Acheteurs / commerciaux : mieux se connaître pour mieux négocier
Publié par MATHIEU NEU le | Mis à jour le
Pugnaces, pointilleux, factuels... Les qualificatifs attribués aux acheteurs traduisent l'intensité des bras de fer auquel ils se livrent. Mais au-delà de leur bataille lors des négociations, l'évolution des achats modifie l'approche des commerciaux et change le visage de leurs échanges.
Jeudi 19 novembre, les acheteurs et leurs problématiques étaient une nouvelle fois à l'honneur lors d'un événement organisé par la Cdaf (Compagnie des dirigeants et acheteurs de France) à l'ESCP Europe. Mais, une fois n'est pas coutume, il s'agissait de s'appuyer sur le regard des commerciaux pour passer ceux-ci au peigne fin. La Cdaf Île-de-France et les DCF Seine-et-Marne et Essonne ont profité de l'occasion pour signer une charte pour un engagement mutuel envers la connaissance et la compréhension de l'autre. Une façon de garantir un terrain d'échange constructif pour l'avenir.

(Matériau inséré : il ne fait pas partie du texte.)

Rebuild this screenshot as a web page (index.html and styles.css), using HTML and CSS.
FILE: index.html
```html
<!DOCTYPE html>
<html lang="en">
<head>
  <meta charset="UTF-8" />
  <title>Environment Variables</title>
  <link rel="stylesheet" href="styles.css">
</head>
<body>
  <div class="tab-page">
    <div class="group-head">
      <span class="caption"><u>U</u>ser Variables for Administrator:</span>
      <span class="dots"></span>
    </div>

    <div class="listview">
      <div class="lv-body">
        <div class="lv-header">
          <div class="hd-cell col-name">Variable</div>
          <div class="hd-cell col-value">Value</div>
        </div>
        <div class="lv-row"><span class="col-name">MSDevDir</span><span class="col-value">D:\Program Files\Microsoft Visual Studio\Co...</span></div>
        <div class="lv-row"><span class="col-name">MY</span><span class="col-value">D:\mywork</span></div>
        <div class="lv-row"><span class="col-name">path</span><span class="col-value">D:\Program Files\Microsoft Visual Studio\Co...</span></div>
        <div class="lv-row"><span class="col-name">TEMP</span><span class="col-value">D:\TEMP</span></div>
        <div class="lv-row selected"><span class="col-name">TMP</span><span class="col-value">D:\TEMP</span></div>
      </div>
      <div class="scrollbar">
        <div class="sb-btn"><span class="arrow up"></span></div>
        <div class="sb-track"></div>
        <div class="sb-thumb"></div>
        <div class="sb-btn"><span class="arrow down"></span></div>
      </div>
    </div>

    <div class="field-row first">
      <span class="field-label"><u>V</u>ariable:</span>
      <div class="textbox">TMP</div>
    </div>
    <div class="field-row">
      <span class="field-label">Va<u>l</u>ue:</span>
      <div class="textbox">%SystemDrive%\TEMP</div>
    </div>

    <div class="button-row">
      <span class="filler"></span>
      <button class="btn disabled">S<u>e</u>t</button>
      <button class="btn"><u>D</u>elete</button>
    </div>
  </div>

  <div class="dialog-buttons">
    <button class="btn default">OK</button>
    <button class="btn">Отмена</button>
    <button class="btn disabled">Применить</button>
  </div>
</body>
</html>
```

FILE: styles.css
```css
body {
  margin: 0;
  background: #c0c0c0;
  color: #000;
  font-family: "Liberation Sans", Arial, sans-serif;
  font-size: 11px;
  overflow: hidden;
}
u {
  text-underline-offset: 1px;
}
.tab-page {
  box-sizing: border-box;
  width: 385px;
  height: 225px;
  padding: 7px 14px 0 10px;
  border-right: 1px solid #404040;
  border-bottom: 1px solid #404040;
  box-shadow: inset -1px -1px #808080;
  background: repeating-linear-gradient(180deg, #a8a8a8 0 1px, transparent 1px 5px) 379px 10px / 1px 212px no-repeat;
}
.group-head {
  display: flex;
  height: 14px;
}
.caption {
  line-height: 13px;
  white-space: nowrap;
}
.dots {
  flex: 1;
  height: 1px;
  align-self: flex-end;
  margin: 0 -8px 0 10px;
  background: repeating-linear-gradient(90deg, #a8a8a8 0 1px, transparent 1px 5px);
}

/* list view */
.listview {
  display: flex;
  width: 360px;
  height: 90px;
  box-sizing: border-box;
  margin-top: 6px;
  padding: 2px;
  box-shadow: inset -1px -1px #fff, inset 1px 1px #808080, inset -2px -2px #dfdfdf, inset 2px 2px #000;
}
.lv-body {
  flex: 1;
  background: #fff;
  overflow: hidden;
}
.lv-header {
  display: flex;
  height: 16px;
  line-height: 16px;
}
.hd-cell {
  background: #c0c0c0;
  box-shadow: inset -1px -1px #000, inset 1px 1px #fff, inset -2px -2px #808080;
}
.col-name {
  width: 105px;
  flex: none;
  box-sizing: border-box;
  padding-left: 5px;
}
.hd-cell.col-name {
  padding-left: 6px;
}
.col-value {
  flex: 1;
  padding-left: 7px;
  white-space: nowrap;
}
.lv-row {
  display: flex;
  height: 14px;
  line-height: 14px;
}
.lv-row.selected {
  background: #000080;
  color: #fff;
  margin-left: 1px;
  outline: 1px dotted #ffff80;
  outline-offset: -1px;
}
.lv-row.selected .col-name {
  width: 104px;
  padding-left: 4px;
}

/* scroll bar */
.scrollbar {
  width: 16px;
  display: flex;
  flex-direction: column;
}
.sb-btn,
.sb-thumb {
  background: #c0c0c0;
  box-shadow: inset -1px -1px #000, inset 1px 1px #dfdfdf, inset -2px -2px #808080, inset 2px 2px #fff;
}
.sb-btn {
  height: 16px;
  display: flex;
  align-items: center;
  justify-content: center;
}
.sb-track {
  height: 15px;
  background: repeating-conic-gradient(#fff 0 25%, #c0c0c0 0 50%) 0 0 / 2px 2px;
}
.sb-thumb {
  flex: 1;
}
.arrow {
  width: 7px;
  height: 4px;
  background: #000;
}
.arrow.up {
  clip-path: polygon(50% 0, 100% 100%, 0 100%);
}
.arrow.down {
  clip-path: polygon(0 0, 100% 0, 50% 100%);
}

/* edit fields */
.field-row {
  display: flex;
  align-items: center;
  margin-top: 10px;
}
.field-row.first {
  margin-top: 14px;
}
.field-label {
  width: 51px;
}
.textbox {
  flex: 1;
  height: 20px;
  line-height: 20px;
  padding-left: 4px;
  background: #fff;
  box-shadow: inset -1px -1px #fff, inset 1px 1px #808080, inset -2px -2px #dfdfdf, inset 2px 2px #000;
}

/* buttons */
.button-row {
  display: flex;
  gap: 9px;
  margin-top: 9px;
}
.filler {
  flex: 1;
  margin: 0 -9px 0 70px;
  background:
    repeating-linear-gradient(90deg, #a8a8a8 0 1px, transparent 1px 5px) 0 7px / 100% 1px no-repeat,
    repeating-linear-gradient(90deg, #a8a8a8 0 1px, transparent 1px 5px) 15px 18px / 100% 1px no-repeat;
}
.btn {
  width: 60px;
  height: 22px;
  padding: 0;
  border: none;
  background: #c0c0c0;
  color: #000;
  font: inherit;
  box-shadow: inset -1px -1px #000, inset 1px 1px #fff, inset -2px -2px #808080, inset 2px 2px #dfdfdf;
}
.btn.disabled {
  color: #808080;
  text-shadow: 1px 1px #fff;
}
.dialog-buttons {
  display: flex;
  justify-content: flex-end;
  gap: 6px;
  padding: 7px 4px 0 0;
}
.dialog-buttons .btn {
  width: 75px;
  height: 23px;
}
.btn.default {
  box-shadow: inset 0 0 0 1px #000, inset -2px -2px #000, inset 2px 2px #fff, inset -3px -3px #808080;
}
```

"L'un des qualificatifs qui revient souvent dans la bouche des commerciaux pour décrire les acheteurs est le caractère pointilleux", relève Patrick Vital, président de l'association DCF Essonne et consultant associé de la société de conseil et de formation Levito. Du point du commercial, l'adjectif est plutôt avancé comme une critique. Du point de vue de la direction des achats, il est davantage vu comme quelque chose de favorable, puisque l'étude méticuleuse des nombreux aspects à considérer est indispensable pour bien acheter.
D'autres caractéristiques fréquemment évoquées sont la pugnacité et le côté factuel dans les échanges. "Contrairement à une relation entre un commercial et un chef d'entreprise qui peut souvent revêtir un aspect émotionnel dans les sujets évoqués, les discussions commerciaux - acheteurs se distinguent par une grande rationalité. Les acheteurs veillent à éviter de construire un type de relation dans lequel la capacité d'analyse pourrait être mise à mal", poursuit Patrick Vital.
Pour Bernard Talagas, membre du codir de la Cdaf Île-de-France et responsable achats au sein de Thales Global Services, le côté structuré et rigoureux est effectivement une caractéristique importante au sein de la population des acheteurs. Un aspect qui s'explique par la nature de la démarche: "on n'achète pas dans la sphère professionnelle comme on procède pour un achat personnel qui s'apparente parfois à un coup de coeur, un déclic. On achète pour une entreprise, pour un prescripteur qui attend une qualité, un coût acceptable."
Des profils en mutation
"Depuis un certain temps, les acheteurs se professionnalisent et les vendeurs doivent s'adapter", remarque Patrick Vital. "En 2004, lors de la création de ma société, je formais 95 % de vendeurs et 5 % d'acheteurs. Aujourd'hui, les pourcentages sont de 65 % de vendeurs pour 35 % d'acheteurs. Pendant longtemps, on demandait aux acheteurs d'être des approvisionneurs. Aujourd'hui, on leur demande bien plus. Ils doivent se doter de compétences relatives aux calculs de coûts, de ratios, en intégrant les achats dans une vision globale de l'entreprise, tout en optant pour des solutions pertinentes sur un plan technologique ou technique."
André-Yves Portnoff, conseiller scientifique de Futuribles International et professeur associé au sein du MBA HEG de Fribourg, confirme cette évolution qui oblige les commerciaux à changer d'attitude et de posture face aux acheteurs : "On ne demande plus seulement aux acteurs d'être des experts dans un domaine, mais d'avoir un profil en "T " : une connaissance verticale approfondie de leur spécialité mais aussi la culture générale indispensable pour communiquer avec les autres parties prenantes, comprendre leurs besoins et contraintes, expliquer et faire admettre les siennes."
Les acheteurs sont aussi devenus des vendeurs. En interne par exemple, ils doivent convaincre un certain nombre de collaborateurs du bien-fondé de leurs choix pour les produits et solutions adoptés. Très souvent, le commercial le sait et insiste alors sur les intérêts que ses collaborateurs peuvent y trouver.